Все это достаточно алогично. Иногда мне даже кажется, что тут действовало нечто иррациональное — например, космическое облучение, влияющее на чувства и мысли людей (согласно профессору Чижевскому). Но если это даже так, все равно действовало и представление о жизни как о некоей служебности и подсобнодги, а о всех ее благах — как об удобствах на биваках во время перманентного, вечно длящегося и вечно стремительного похода неизвестно куда и зачем. А что важно на биваке? Переночевать, подкрепиться — и снова в поход. Сталину такая психология очень даже пригодилась, он умело использовал ее, старался внедрить как можно глубже, но выдумал ее не он.
Из этого можно сделать ложный вывод, что весь народ тогда вдруг ни с того ни с сего ударился в безоглядный фанатизм, чего и в «романтические» двадцатые годы не было. Тогда партия на это даже не претендовала (прямо признавалось, что в целом народ хотя и идет за большевиками, все же до высоты их идеологии пока «не дорос»).
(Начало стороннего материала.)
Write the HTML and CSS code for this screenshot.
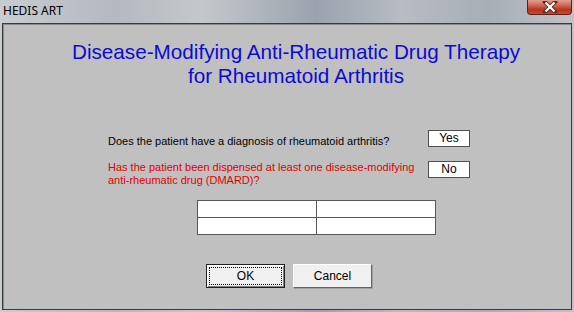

А уж при нас этого и подавно не было. Нет, большинство людей в своей частной жизни оставались самими собой: как могли выкручивались и увертывались, даже помогали друг другу выкручиваться и увертываться от этой напасти, но — в индивидуальном порядке, не делая опасных, то есть жестоко наказуемых обобщений. Так что нельзя отрицать и роли террора в формировании и поддержании такого сознания, такого представления о жизни.